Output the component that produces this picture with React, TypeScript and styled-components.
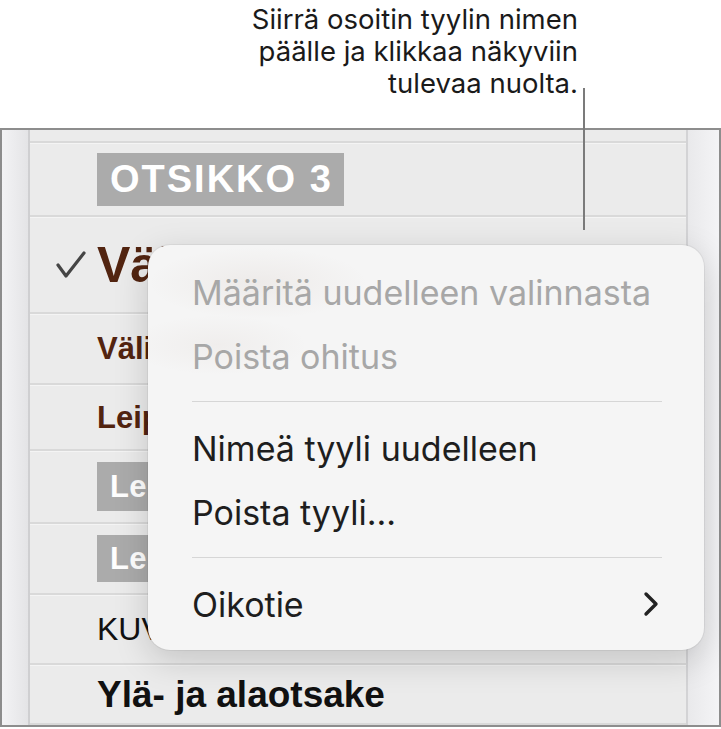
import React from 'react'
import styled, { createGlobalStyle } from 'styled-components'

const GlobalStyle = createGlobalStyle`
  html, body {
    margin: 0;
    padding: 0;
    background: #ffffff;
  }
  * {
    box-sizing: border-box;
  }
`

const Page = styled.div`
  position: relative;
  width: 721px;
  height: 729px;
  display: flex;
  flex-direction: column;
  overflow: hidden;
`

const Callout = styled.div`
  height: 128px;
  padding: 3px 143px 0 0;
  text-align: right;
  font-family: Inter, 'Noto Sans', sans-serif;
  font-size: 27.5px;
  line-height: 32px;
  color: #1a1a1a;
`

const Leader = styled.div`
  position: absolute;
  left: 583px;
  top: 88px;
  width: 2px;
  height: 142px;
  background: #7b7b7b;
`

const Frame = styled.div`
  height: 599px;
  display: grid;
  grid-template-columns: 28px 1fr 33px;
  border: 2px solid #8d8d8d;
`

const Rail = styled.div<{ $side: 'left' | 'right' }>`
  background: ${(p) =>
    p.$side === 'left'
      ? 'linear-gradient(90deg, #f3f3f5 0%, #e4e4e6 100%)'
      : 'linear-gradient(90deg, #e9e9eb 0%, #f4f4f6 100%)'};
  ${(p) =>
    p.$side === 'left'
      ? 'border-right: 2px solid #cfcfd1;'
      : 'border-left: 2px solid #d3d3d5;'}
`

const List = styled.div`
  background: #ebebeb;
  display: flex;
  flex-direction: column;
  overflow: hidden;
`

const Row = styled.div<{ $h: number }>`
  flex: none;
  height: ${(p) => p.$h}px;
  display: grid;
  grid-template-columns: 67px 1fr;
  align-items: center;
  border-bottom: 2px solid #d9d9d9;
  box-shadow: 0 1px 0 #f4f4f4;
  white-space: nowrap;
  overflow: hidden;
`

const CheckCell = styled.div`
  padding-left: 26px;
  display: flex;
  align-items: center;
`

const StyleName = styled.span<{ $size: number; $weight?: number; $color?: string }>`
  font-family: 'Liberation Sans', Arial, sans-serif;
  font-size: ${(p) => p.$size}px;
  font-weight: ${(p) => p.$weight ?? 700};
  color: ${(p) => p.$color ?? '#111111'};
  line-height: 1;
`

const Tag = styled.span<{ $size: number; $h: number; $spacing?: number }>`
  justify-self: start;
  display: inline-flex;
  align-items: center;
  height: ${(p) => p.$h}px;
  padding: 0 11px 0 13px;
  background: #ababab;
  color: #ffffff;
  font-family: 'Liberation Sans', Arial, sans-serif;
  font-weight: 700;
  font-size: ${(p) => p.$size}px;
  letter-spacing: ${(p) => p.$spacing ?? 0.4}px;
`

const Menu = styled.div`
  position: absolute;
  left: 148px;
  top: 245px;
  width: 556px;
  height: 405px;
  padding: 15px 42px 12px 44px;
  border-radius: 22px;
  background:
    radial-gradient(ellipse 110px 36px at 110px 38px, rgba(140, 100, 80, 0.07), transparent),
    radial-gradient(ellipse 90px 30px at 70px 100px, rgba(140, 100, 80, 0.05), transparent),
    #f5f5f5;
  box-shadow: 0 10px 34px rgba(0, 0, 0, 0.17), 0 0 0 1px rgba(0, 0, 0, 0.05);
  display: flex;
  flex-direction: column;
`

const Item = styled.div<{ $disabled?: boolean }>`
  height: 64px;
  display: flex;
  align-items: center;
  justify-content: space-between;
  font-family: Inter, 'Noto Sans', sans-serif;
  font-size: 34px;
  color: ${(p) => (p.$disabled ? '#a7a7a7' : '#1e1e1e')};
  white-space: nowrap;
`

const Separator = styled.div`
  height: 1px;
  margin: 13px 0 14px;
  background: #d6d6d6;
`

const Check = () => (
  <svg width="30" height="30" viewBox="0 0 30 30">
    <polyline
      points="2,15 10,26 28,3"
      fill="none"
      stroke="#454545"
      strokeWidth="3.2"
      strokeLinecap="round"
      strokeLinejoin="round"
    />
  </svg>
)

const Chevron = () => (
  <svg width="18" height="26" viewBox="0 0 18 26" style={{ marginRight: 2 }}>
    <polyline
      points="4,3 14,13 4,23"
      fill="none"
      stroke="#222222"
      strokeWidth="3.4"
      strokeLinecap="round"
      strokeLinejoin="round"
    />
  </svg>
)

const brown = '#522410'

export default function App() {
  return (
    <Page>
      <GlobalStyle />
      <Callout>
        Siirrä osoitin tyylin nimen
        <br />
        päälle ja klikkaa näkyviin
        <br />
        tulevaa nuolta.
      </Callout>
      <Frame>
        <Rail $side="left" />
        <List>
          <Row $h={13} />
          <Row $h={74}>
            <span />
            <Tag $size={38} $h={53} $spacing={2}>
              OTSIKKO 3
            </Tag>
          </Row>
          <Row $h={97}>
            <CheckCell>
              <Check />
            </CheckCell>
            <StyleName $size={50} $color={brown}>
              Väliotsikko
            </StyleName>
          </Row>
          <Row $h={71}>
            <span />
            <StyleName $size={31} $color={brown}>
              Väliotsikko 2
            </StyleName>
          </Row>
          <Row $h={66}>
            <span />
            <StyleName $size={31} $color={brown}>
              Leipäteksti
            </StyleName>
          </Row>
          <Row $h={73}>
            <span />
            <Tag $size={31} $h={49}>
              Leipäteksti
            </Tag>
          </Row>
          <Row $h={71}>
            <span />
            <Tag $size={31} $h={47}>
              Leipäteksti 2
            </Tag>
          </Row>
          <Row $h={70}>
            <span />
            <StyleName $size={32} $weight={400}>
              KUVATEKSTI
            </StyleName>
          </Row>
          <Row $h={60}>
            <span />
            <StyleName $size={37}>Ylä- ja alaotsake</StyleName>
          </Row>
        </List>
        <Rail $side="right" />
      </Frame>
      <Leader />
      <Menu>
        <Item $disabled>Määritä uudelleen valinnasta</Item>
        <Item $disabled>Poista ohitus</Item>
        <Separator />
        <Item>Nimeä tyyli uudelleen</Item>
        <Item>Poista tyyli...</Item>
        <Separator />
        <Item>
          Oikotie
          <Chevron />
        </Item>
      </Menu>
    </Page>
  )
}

▶ **Aim of the task**:
Except for the pictures, copy the material above exactly.

▶ **Task solution**:
Output the component that produces this picture with React, TypeScript and styled-components.
import React from 'react'
import styled, { createGlobalStyle } from 'styled-components'

const GlobalStyle = createGlobalStyle`
  html, body {
    margin: 0;
    padding: 0;
    background: #ffffff;
  }
  * {
    box-sizing: border-box;
  }
`

const Page = styled.div`
  position: relative;
  width: 721px;
  height: 729px;
  display: flex;
  flex-direction: column;
  overflow: hidden;
`

const Callout = styled.div`
  height: 128px;
  padding: 3px 143px 0 0;
  text-align: right;
  font-family: Inter, 'Noto Sans', sans-serif;
  font-size: 27.5px;
  line-height: 32px;
  color: #1a1a1a;
`

const Leader = styled.div`
  position: absolute;
  left: 583px;
  top: 88px;
  width: 2px;
  height: 142px;
  background: #7b7b7b;
`

const Frame = styled.div`
  height: 599px;
  display: grid;
  grid-template-columns: 28px 1fr 33px;
  border: 2px solid #8d8d8d;
`

const Rail = styled.div<{ $side: 'left' | 'right' }>`
  background: ${(p) =>
    p.$side === 'left'
      ? 'linear-gradient(90deg, #f3f3f5 0%, #e4e4e6 100%)'
      : 'linear-gradient(90deg, #e9e9eb 0%, #f4f4f6 100%)'};
  ${(p) =>
    p.$side === 'left'
      ? 'border-right: 2px solid #cfcfd1;'
      : 'border-left: 2px solid #d3d3d5;'}
`

const List = styled.div`
  background: #ebebeb;
  display: flex;
  flex-direction: column;
  overflow: hidden;
`

const Row = styled.div<{ $h: number }>`
  flex: none;
  height: ${(p) => p.$h}px;
  display: grid;
  grid-template-columns: 67px 1fr;
  align-items: center;
  border-bottom: 2px solid #d9d9d9;
  box-shadow: 0 1px 0 #f4f4f4;
  white-space: nowrap;
  overflow: hidden;
`

const CheckCell = styled.div`
  padding-left: 26px;
  display: flex;
  align-items: center;
`

const StyleName = styled.span<{ $size: number; $weight?: number; $color?: string }>`
  font-family: 'Liberation Sans', Arial, sans-serif;
  font-size: ${(p) => p.$size}px;
  font-weight: ${(p) => p.$weight ?? 700};
  color: ${(p) => p.$color ?? '#111111'};
  line-height: 1;
`

const Tag = styled.span<{ $size: number; $h: number; $spacing?: number }>`
  justify-self: start;
  display: inline-flex;
  align-items: center;
  height: ${(p) => p.$h}px;
  padding: 0 11px 0 13px;
  background: #ababab;
  color: #ffffff;
  font-family: 'Liberation Sans', Arial, sans-serif;
  font-weight: 700;
  font-size: ${(p) => p.$size}px;
  letter-spacing: ${(p) => p.$spacing ?? 0.4}px;
`

const Menu = styled.div`
  position: absolute;
  left: 148px;
  top: 245px;
  width: 556px;
  height: 405px;
  padding: 15px 42px 12px 44px;
  border-radius: 22px;
  background:
    radial-gradient(ellipse 110px 36px at 110px 38px, rgba(140, 100, 80, 0.07), transparent),
    radial-gradient(ellipse 90px 30px at 70px 100px, rgba(140, 100, 80, 0.05), transparent),
    #f5f5f5;
  box-shadow: 0 10px 34px rgba(0, 0, 0, 0.17), 0 0 0 1px rgba(0, 0, 0, 0.05);
  display: flex;
  flex-direction: column;
`

const Item = styled.div<{ $disabled?: boolean }>`
  height: 64px;
  display: flex;
  align-items: center;
  justify-content: space-between;
  font-family: Inter, 'Noto Sans', sans-serif;
  font-size: 34px;
  color: ${(p) => (p.$disabled ? '#a7a7a7' : '#1e1e1e')};
  white-space: nowrap;
`

const Separator = styled.div`
  height: 1px;
  margin: 13px 0 14px;
  background: #d6d6d6;
`

const Check = () => (
  <svg width="30" height="30" viewBox="0 0 30 30">
    <polyline
      points="2,15 10,26 28,3"
      fill="none"
      stroke="#454545"
      strokeWidth="3.2"
      strokeLinecap="round"
      strokeLinejoin="round"
    />
  </svg>
)

const Chevron = () => (
  <svg width="18" height="26" viewBox="0 0 18 26" style={{ marginRight: 2 }}>
    <polyline
      points="4,3 14,13 4,23"
      fill="none"
      stroke="#222222"
      strokeWidth="3.4"
      strokeLinecap="round"
      strokeLinejoin="round"
    />
  </svg>
)

const brown = '#522410'

export default function App() {
  return (
    <Page>
      <GlobalStyle />
      <Callout>
        Siirrä osoitin tyylin nimen
        <br />
        päälle ja klikkaa näkyviin
        <br />
        tulevaa nuolta.
      </Callout>
      <Frame>
        <Rail $side="left" />
        <List>
          <Row $h={13} />
          <Row $h={74}>
            <span />
            <Tag $size={38} $h={53} $spacing={2}>
              OTSIKKO 3
            </Tag>
          </Row>
          <Row $h={97}>
            <CheckCell>
              <Check />
            </CheckCell>
            <StyleName $size={50} $color={brown}>
              Väliotsikko
            </StyleName>
          </Row>
          <Row $h={71}>
            <span />
            <StyleName $size={31} $color={brown}>
              Väliotsikko 2
            </StyleName>
          </Row>
          <Row $h={66}>
            <span />
            <StyleName $size={31} $color={brown}>
              Leipäteksti
            </StyleName>
          </Row>
          <Row $h={73}>
            <span />
            <Tag $size={31} $h={49}>
              Leipäteksti
            </Tag>
          </Row>
          <Row $h={71}>
            <span />
            <Tag $size={31} $h={47}>
              Leipäteksti 2
            </Tag>
          </Row>
          <Row $h={70}>
            <span />
            <StyleName $size={32} $weight={400}>
              KUVATEKSTI
            </StyleName>
          </Row>
          <Row $h={60}>
            <span />
            <StyleName $size={37}>Ylä- ja alaotsake</StyleName>
          </Row>
        </List>
        <Rail $side="right" />
      </Frame>
      <Leader />
      <Menu>
        <Item $disabled>Määritä uudelleen valinnasta</Item>
        <Item $disabled>Poista ohitus</Item>
        <Separator />
        <Item>Nimeä tyyli uudelleen</Item>
        <Item>Poista tyyli...</Item>
        <Separator />
        <Item>
          Oikotie
          <Chevron />
        </Item>
      </Menu>
    </Page>
  )
}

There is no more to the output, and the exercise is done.